Interface markup and scripts:
━━━━
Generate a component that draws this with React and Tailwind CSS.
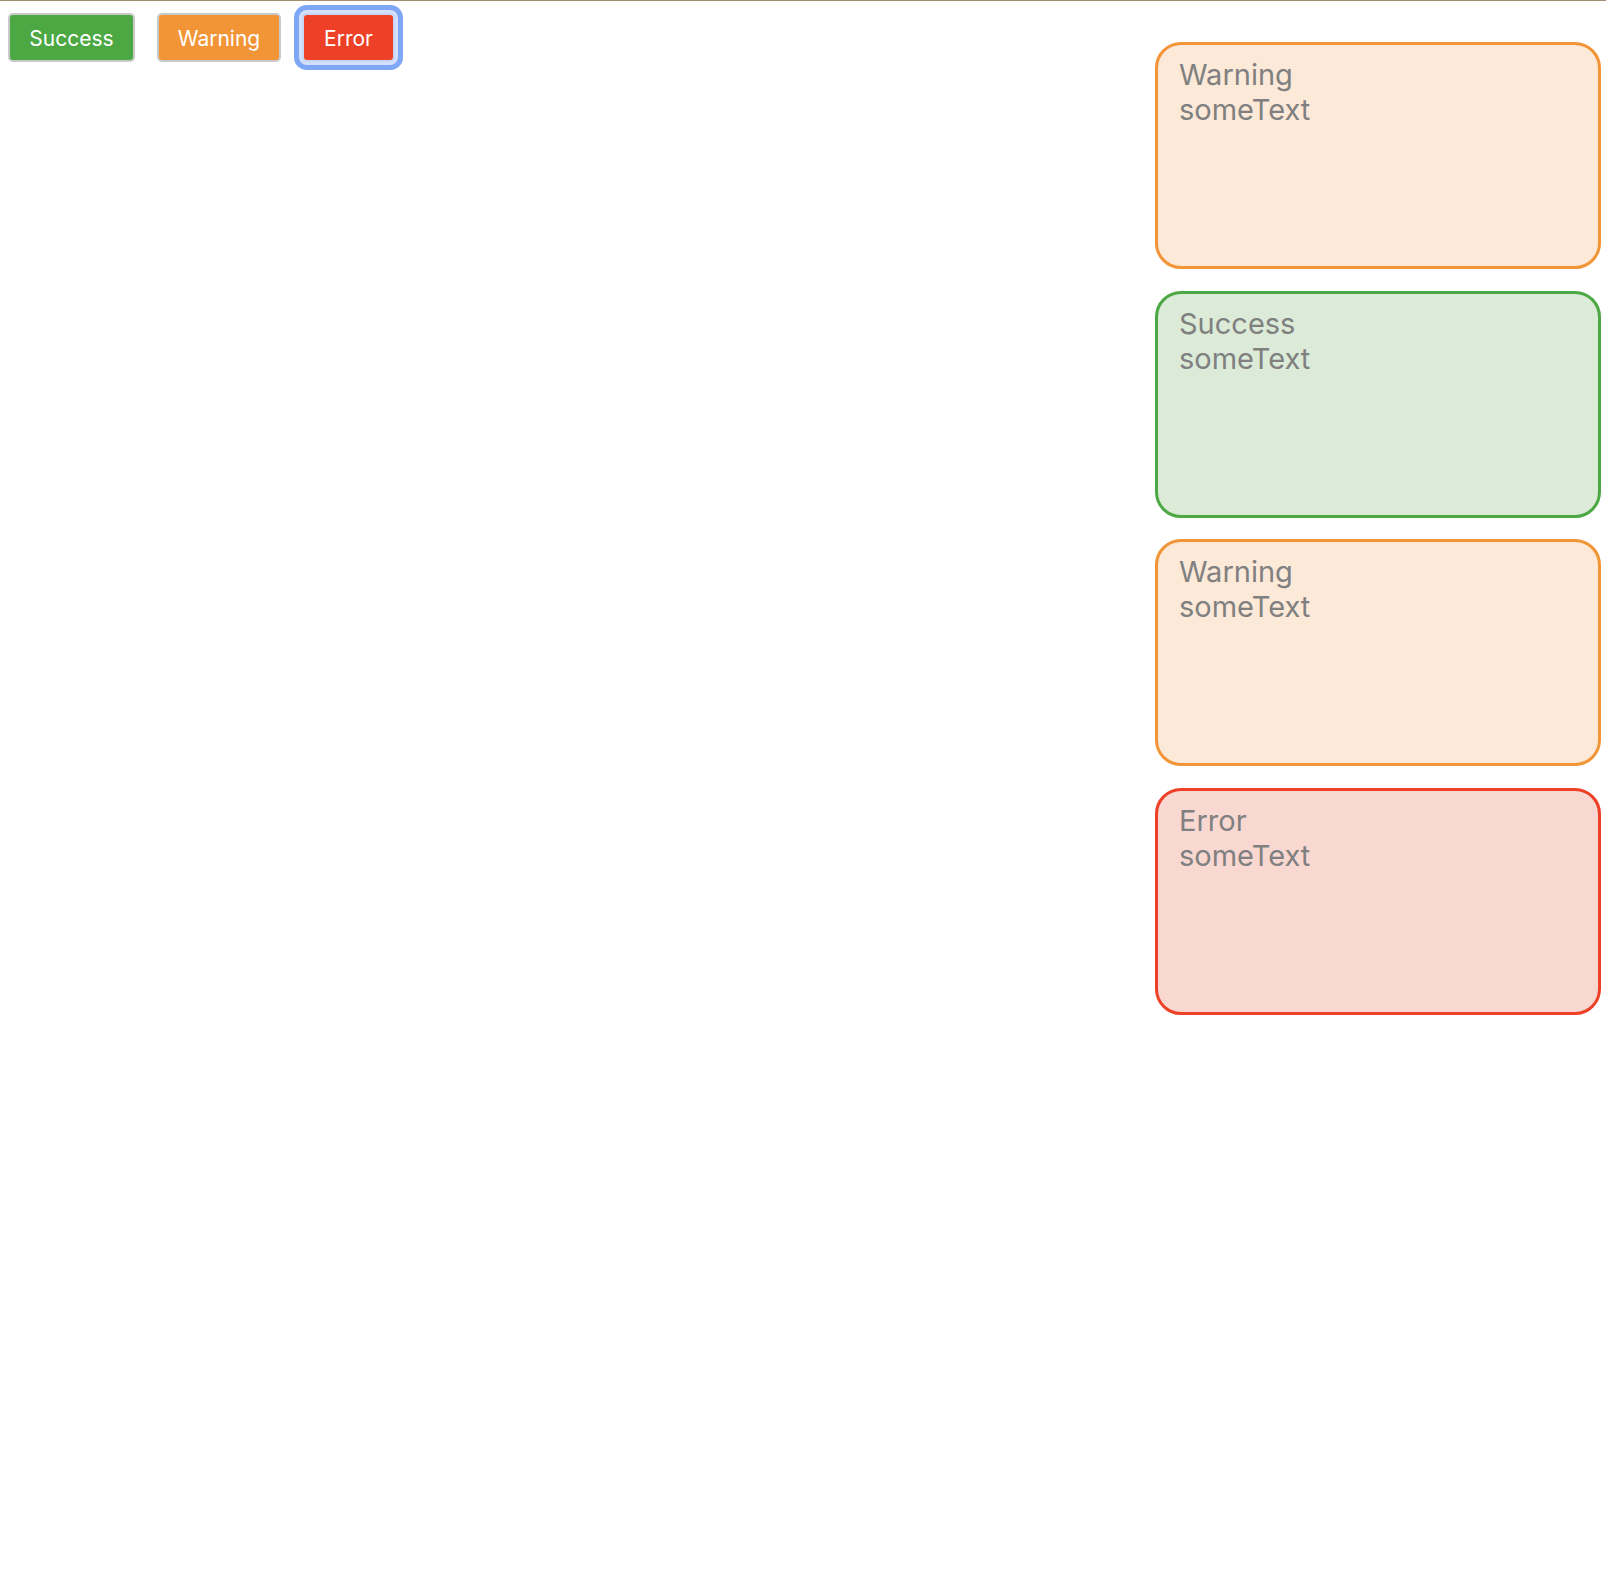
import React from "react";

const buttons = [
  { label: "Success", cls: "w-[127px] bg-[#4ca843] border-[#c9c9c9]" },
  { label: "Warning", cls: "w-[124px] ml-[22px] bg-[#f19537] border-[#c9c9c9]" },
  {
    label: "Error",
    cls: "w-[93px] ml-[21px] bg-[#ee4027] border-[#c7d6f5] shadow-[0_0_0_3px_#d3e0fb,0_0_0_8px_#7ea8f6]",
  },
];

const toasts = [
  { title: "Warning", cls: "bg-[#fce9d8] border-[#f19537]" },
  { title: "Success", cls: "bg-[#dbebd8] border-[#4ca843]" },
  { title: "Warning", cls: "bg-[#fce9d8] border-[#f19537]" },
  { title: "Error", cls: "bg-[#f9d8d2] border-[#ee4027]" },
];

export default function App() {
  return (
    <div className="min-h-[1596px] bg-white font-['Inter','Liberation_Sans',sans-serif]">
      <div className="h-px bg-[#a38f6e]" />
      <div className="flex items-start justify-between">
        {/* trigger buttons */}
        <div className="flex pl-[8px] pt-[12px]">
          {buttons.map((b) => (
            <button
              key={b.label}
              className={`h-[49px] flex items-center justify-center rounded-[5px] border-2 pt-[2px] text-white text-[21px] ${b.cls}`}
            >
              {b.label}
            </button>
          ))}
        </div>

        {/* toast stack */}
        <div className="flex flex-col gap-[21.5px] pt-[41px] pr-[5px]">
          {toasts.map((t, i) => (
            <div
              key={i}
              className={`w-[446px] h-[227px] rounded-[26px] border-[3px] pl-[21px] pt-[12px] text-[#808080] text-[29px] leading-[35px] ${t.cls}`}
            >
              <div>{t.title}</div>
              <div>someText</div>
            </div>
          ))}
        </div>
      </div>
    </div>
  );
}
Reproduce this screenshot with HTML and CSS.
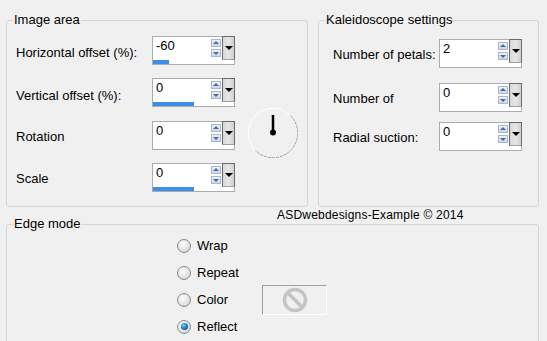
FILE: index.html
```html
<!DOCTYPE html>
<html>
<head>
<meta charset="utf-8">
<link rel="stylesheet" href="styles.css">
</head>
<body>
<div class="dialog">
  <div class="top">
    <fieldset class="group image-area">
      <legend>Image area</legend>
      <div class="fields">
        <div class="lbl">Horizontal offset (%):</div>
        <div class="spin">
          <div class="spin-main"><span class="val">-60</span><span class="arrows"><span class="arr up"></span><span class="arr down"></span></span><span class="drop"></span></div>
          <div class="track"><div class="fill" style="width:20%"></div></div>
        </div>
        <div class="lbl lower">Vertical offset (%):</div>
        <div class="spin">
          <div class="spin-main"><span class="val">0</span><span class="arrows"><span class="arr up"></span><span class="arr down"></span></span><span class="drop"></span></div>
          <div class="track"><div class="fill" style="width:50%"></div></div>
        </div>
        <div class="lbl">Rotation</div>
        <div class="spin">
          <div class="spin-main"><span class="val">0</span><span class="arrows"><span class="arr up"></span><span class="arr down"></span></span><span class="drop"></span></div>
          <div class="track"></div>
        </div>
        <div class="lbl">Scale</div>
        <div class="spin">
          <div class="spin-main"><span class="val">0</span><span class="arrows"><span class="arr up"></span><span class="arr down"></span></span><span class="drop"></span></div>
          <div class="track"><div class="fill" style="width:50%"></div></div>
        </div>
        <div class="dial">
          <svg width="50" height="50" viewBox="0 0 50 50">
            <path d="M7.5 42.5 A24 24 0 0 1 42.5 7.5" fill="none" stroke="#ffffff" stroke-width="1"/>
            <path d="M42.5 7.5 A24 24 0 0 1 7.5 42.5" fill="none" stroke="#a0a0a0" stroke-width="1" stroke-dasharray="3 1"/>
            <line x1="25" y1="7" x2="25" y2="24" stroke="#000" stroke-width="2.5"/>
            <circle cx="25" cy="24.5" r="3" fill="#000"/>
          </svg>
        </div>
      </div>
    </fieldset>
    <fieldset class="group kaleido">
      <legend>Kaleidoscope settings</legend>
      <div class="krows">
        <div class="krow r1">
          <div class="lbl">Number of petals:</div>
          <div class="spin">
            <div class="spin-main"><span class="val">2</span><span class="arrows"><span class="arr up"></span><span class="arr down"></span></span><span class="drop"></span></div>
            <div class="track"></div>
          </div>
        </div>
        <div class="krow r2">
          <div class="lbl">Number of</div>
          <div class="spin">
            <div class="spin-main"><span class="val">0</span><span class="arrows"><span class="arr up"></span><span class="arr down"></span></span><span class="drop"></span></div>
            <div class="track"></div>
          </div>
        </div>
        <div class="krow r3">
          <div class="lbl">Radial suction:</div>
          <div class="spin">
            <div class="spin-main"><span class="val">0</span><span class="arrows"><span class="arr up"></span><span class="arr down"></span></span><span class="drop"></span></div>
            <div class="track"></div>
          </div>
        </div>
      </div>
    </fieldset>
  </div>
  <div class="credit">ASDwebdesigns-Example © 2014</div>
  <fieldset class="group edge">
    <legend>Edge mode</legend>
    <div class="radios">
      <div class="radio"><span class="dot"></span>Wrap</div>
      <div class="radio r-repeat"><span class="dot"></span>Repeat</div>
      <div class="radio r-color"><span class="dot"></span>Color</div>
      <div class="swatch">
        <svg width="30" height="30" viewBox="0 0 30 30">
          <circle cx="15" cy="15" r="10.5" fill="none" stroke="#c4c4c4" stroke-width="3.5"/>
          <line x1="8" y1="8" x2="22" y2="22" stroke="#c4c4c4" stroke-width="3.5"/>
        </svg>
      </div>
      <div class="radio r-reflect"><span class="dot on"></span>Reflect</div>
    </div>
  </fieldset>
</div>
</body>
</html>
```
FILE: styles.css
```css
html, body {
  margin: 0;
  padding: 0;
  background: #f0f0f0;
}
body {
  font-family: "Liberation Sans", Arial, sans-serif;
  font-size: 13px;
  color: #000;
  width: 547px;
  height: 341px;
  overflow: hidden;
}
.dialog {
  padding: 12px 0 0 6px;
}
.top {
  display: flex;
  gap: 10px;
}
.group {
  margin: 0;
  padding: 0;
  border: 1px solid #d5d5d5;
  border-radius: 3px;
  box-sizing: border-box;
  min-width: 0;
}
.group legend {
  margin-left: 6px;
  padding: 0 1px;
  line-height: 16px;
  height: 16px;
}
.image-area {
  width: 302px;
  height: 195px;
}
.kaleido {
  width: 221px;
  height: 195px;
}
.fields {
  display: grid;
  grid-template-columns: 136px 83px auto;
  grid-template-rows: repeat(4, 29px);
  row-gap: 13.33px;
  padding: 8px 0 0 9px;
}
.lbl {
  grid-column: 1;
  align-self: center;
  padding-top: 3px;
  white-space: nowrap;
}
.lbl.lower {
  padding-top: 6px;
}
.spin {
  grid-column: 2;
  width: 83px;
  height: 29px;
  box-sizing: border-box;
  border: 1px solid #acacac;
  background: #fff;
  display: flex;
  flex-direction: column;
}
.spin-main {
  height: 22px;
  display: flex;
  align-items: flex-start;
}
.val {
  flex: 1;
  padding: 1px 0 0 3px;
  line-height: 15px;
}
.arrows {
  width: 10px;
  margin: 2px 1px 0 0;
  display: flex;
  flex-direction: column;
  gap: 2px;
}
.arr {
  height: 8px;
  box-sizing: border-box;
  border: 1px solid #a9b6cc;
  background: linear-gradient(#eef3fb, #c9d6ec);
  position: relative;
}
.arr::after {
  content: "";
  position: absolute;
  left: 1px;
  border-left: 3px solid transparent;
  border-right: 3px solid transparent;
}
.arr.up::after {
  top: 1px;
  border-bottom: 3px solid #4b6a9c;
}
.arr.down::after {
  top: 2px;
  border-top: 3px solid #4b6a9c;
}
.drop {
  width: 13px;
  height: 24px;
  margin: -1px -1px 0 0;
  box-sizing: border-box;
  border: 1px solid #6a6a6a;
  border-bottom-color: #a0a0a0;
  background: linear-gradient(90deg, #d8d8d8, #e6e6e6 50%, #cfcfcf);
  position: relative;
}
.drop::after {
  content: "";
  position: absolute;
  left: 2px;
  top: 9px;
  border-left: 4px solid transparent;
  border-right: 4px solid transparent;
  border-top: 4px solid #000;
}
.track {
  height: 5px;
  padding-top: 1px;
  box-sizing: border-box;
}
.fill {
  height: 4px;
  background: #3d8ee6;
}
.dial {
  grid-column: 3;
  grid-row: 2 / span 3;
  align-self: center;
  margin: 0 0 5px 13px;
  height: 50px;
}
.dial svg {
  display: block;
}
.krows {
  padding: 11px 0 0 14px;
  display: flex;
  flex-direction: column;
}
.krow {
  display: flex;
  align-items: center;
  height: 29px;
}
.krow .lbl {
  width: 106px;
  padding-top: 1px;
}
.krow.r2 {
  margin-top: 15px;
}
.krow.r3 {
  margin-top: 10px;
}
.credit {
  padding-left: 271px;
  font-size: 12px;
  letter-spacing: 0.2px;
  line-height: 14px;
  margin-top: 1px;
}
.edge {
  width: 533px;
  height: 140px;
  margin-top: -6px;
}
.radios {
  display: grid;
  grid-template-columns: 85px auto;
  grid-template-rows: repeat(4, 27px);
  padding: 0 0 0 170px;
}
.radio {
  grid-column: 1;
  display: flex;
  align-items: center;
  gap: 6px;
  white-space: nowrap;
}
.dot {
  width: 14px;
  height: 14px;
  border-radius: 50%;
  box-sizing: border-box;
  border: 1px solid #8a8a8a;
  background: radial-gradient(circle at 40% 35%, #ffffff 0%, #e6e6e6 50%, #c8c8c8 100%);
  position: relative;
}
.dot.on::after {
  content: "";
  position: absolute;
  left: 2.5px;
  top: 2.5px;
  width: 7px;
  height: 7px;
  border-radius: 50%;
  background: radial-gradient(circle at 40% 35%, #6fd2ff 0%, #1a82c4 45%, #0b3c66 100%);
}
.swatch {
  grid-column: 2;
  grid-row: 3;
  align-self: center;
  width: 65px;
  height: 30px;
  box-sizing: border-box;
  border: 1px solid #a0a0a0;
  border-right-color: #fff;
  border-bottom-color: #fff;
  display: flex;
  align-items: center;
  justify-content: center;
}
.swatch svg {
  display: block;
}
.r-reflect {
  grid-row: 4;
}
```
━━━━
PROBLEM TO WORK ON: Search the data for "React". Copy every line that has it.

RESPONSE TO THIS TASK:
Generate a component that draws this with React and Tailwind CSS.
import React from "react";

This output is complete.